---- DATA SECTION

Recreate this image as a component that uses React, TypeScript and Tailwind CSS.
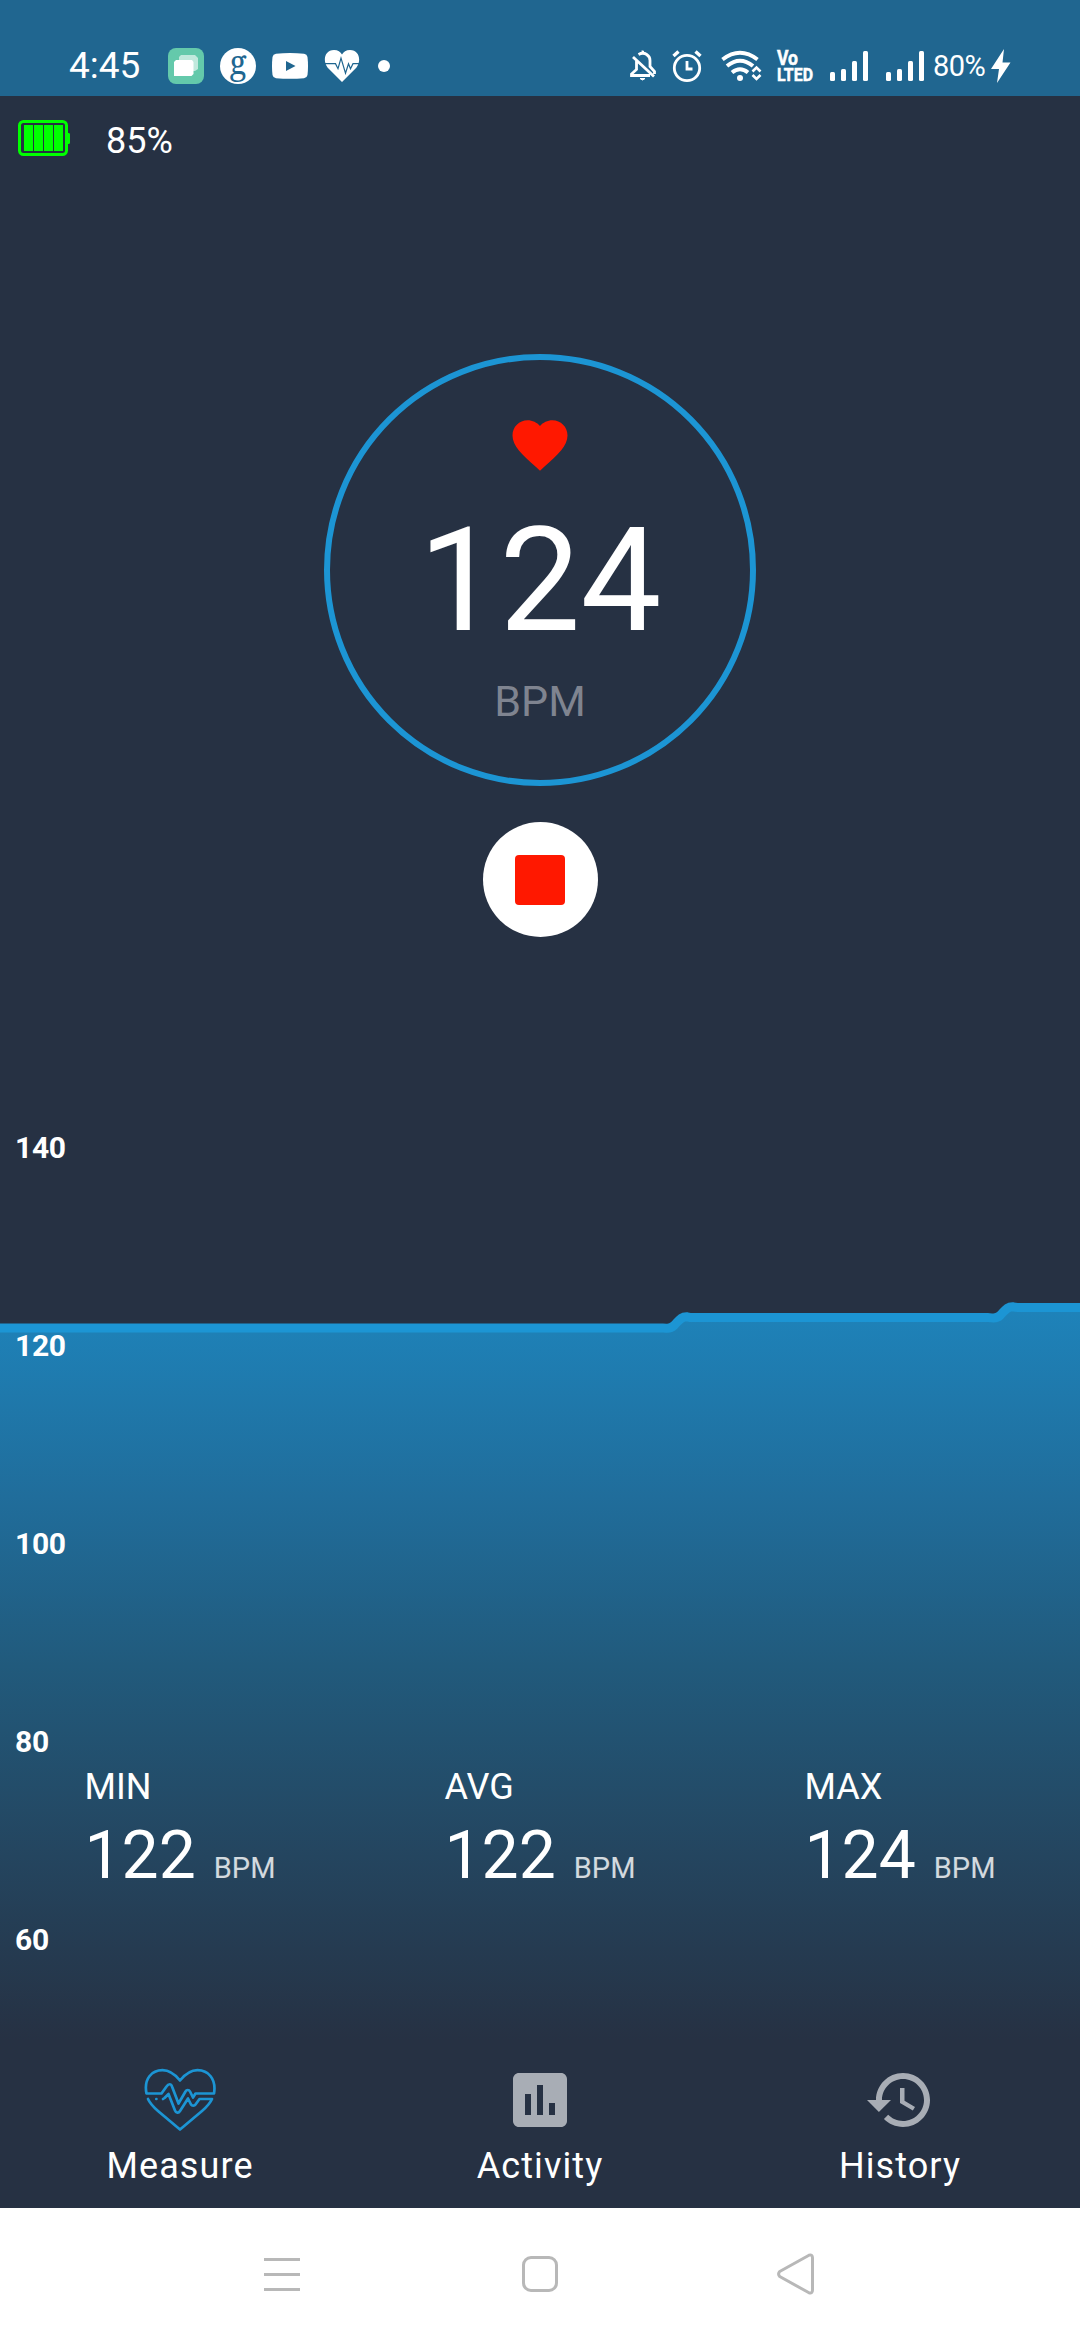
import React from "react";

const axisTicks = [140, 120, 100, 80, 60];

const stats = [
  { label: "MIN", value: 122 },
  { label: "AVG", value: 122 },
  { label: "MAX", value: 124 },
];

function SignalBars({ className }: { className: string }) {
  return (
    <svg className={className} height="36" viewBox="0 0 48 36" fill="white">
      <rect x="4" y="24" width="5" height="9" rx="1.5" />
      <rect x="15" y="21" width="5" height="12" rx="1.5" />
      <rect x="26" y="13" width="5" height="20" rx="1.5" />
      <rect x="37" y="3" width="5" height="30" rx="1.5" />
    </svg>
  );
}

function StatusBar() {
  return (
    <header className="flex h-24 items-center justify-between bg-[#206690] pt-9 text-white">
      <div className="flex items-center gap-4 pl-[69px]">
        <span className="w-[83px] text-[37px] leading-[44px]">4:45</span>
        <svg width="36" height="36" viewBox="0 0 36 36">
          <rect width="36" height="36" rx="8" fill="#64c9ab" />
          <path d="M13 7h14l3 3v11l-3 2H11V9z" fill="#c1e9dd" />
          <path d="M8 12h16l1.500 2v12l-2 2H6V14z" fill="white" />
        </svg>
        <div className="flex size-9 items-center justify-center rounded-full bg-white">
          <span className="-mt-2 font-['Noto_Serif','DejaVu_Serif','Liberation_Serif',serif] text-[32px] leading-9 text-[#206690]">g</span>
        </div>
        <svg width="36" height="36" viewBox="0 0 36 36">
          <path d="M4 5.800Q18 4.400 32 5.800Q35 6.200 35.500 9Q36.500 18 35.500 27Q35 29.800 32 30.200Q18 31.400 4 30.200Q1 29.800 .5 27Q-.5 18 .5 9Q1 6.200 4 5.800z" fill="white" />
          <path d="M14 13l9.500 5-9.500 5z" fill="#206690" />
        </svg>
        <svg width="36" height="36" viewBox="0 0 36 36">
          <path d="M18 34L3.500 19.500C-1.500 13 .5 2 10 2c4 0 6.500 1.800 8 4.500C19.500 3.800 22 2 26 2c9.500 0 11.500 11 6.500 17.500z" fill="white" />
          <path d="M1 15.700h10.500l2.500 5 3-10.500 4.500 15 3-9.500 2 5 2.500-5H35" fill="none" stroke="#206690" strokeWidth="1.200" />
        </svg>
        <span className="ml-0.5 size-3 rounded-full bg-white" />
      </div>
      <div className="flex w-[452px] items-center">
        <svg className="w-11" height="36" viewBox="0 0 44 36" fill="none" stroke="white" strokeWidth="2.800">
          <path d="M8.500 12v9.500L3.500 26v1.500H22M10.500 6.500C17 3 22 8 22 12.500v6l4.500 5V26M5 9l21 19.500" />
          <path d="M13.500 3h2v3M12 30.500q2.500 3 5 0z" fill="white" strokeWidth="1" />
        </svg>
        <svg className="w-12" height="36" viewBox="0 0 48 36" fill="none" stroke="white" strokeWidth="2.800">
          <circle cx="15" cy="20" r="12.700" />
          <path d="M15 13v8h5.500" />
          <path d="M1.500 8l5-4.500M28.500 8l-5-4.500" strokeWidth="3.400" />
        </svg>
        <svg className="w-[54px]" height="36" viewBox="0 0 54 36" fill="none" stroke="white">
          <g strokeWidth="4">
            <path d="M2.500 11.500Q20 -2 37.500 11.500" />
            <path d="M7 18Q20 7.500 33 18" />
            <path d="M12 24.500Q20 18 28 24.500" />
          </g>
          <circle cx="20" cy="30" r="3" fill="white" stroke="none" />
          <path d="M32.500 23.500l4-4 4 4M32.500 27l4 4 4-4" strokeWidth="2.600" />
        </svg>
        <svg className="w-[52px] overflow-visible" height="36" viewBox="0 0 52 36" fill="white" stroke="white" strokeWidth="0.5" fontFamily="Roboto, sans-serif" fontWeight="700">
          <text x="3" y="17" fontSize="19.5" textLength="21" lengthAdjust="spacingAndGlyphs">Vo</text>
          <text x="3" y="33" fontSize="19" textLength="36" lengthAdjust="spacingAndGlyphs">LTED</text>
        </svg>
        <SignalBars className="w-12 mr-2" />
        <SignalBars className="w-12" />
        <span className="w-[61px] pl-[3px] text-[29px] leading-9 tracking-[-0.5px]">80%</span>
        <svg width="20" height="36" viewBox="0 0 20 36" fill="white">
          <path d="M13 1L0 21h8L6 35 19.500 14.500H11.500z" />
        </svg>
      </div>
    </header>
  );
}

function DeviceBattery() {
  return (
    <div className="flex h-[90px] items-center pl-[18px]">
      <svg className="-mt-1.5" width="52" height="36" viewBox="0 0 52 36" fill="#00ff00">
        <rect x="1.500" y="1.500" width="47" height="33" rx="4" fill="none" stroke="#00ff00" strokeWidth="3" />
        <path d="M50 13h1.200l.8 1v9l-.8 1H50z" />
        <path d="M6 5h9v26H6zM16 5h9v26h-9zM26 5h9v26h-9zM36 5h9v26h-9z" />
      </svg>
      <span className="ml-9 text-[36px] leading-[42px]">85%</span>
    </div>
  );
}

function HeartRateDial() {
  return (
    <div className="mx-auto mt-[168px] flex size-[432px] flex-col items-center rounded-full border-[6px] border-[#1c95d4]">
      <svg className="mt-[51.500px]" width="66" height="66" viewBox="0 0 24 24" fill="#ff1800">
        <path d="M12 21.350l-1.450-1.320C5.400 15.360 2 12.280 2 8.500 2 5.420 4.420 3 7.500 3c1.740 0 3.410.81 4.500 2.090C13.090 3.810 14.760 3 16.500 3 19.580 3 22 5.420 22 8.500c0 3.780-3.400 6.860-8.550 11.540L12 21.350z" />
      </svg>
      <span className="mt-7 text-[144px] leading-[150px]">124</span>
      <span className="mt-5 text-[43px] leading-[50px] text-[#7f8490]">BPM</span>
    </div>
  );
}

function HeartRateChart() {
  const line =
    "M-10 391H663C668 391 670 392.500 674 388.500C679 383.500 681 379.500 687 379.800Q690 380.600 694 380.600H988C993 380.600 996 382.500 1000 378.500C1005 373.500 1007 369.500 1013 369.800Q1016 370.600 1020 370.600H1090";
  return (
    <section className="relative h-[1103px] pt-[111px]">
      <svg className="absolute inset-0" width="1080" height="1103" viewBox="0 0 1080 1103">
        <defs>
          <linearGradient id="area" gradientUnits="userSpaceOnUse" x1="0" y1="370" x2="0" y2="1103">
            <stop offset="0" stopColor="#1e83ba" />
            <stop offset="0.26" stopColor="#206d9b" />
            <stop offset="0.49" stopColor="#215a7c" />
            <stop offset="0.75" stopColor="#24455f" />
            <stop offset="1" stopColor="#263143" />
          </linearGradient>
        </defs>
        <path d={line + "V1103H-10z"} fill="url(#area)" />
        <path d={line} fill="none" stroke="#1c95d4" strokeWidth="9" />
      </svg>
      <div className="relative flex flex-col pl-[15px]">
        {axisTicks.map((tick) => (
          <span key={tick} className="flex h-[198px] items-center text-[30px] font-bold tracking-[-0.3px]">
            {tick}
          </span>
        ))}
      </div>
      <div className="absolute inset-x-0 top-[829px] grid grid-cols-3 justify-items-center">
        {stats.map((s) => (
          <div key={s.label} className="flex flex-col gap-[9px]">
            <span className="text-[36px] leading-[42px]">{s.label}</span>
            <div className="flex items-baseline gap-[18px]">
              <span className="text-[66px] leading-[78px]">{s.value}</span>
              <span className="text-[29px] text-white/80">BPM</span>
            </div>
          </div>
        ))}
      </div>
    </section>
  );
}

function MeasureIcon() {
  return (
    <svg width="72" height="72" viewBox="0 0 72 72" fill="none" stroke="#1c95d4" strokeWidth="2.700" strokeLinecap="round" strokeLinejoin="round">
      <path d="M2.500 29.500C-.5 14.500 8 6.200 18.500 6.200c8 0 13 4.800 17.500 10.300C40.500 11 45.500 6.200 53.500 6.200 64 6.200 72.500 14.500 70 29.500H51.500l-2.500 4-3-6c-1-2-3.500-2-4.500 0L34.500 39.500 28 22.500c-1-3-3.500-3-5.500 0L17.500 29.500z" />
      <path d="M4 35c2 4.500 6 8.500 10 12l22 18.500L58 47c4-3.500 8-7.500 10-12H55.500l-4 5.500c-1 1.500-3.500 1.500-4.500 0l-3-6-8 12.500c-1.500 2.500-4 2-5-.5L24.500 30l-4 4-1.500 1" />
      <path d="M12.300 35h.1" />
    </svg>
  );
}

function BottomNav() {
  return (
    <nav className="grid h-[168px] grid-cols-3 pt-6 text-[36px] leading-[42px] tracking-[1.1px]">
      <div className="flex flex-col items-center gap-[9px]">
        <MeasureIcon />
        <span>Measure</span>
      </div>
      <div className="flex flex-col items-center gap-[9px]">
        <svg width="72" height="72" viewBox="0 0 24 24" fill="#a8adb5">
          <path d="M19 3H5c-1.100 0-2 .9-2 2v14c0 1.100.9 2 2 2h14c1.100 0 2-.9 2-2V5c0-1.100-.9-2-2-2zM9 17H7v-7h2v7zm4 0h-2V7h2v10zm4 0h-2v-4h2v4z" />
        </svg>
        <span>Activity</span>
      </div>
      <div className="flex flex-col items-center gap-[9px]">
        <svg width="72" height="72" viewBox="0 0 24 24" fill="#a8adb5">
          <path d="M13 3c-4.970 0-9 4.030-9 9H1l3.890 3.890.07.14L9 12H6c0-3.870 3.130-7 7-7s7 3.130 7 7-3.130 7-7 7c-1.930 0-3.680-.79-4.940-2.060l-1.420 1.420C8.270 19.990 10.510 21 13 21c4.970 0 9-4.030 9-9s-4.030-9-9-9zm-1 5v5l4.280 2.540.72-1.210-3.500-2.080V8H12z" />
        </svg>
        <span>History</span>
      </div>
    </nav>
  );
}

function SystemNav() {
  return (
    <footer className="flex h-[132px] items-center bg-white pl-[264px]">
      <svg width="36" height="40" viewBox="0 0 36 40" fill="#b8b8b8">
        <path d="M0 4h36v3H0zM0 19h36v3H0zM0 34h36v3H0z" />
      </svg>
      <span className="ml-[222px] size-9 rounded-[9px] border-[3px] border-[#b8b8b8]" />
      <svg className="ml-[219px]" width="37" height="42" viewBox="0 0 37 42" fill="none" stroke="#b8b8b8" strokeWidth="3" strokeLinejoin="round">
        <path d="M2.700 18.500L32 2.200Q35.500 1 35.500 5V37Q35.500 41 32 39.800L2.700 23.500Q.5 21 2.700 18.500z" />
      </svg>
    </footer>
  );
}

export default function App() {
  return (
    <div className="flex h-[2340px] w-[1080px] flex-col overflow-hidden bg-[#263143] font-[Roboto,sans-serif] text-white">
      <StatusBar />
      <main>
        <DeviceBattery />
        <HeartRateDial />
        <button className="mx-auto mt-9 flex size-[115px] items-center justify-center rounded-full bg-white">
          <span className="size-[50px] rounded bg-[#ff1800]" />
        </button>
        <HeartRateChart />
      </main>
      <BottomNav />
      <SystemNav />
    </div>
  );
}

--------

WHAT TO PRODUCE:
Calculate how many lines of the material include the string "React", and state that number by itself.

REPLY TO THE EXERCISE:
2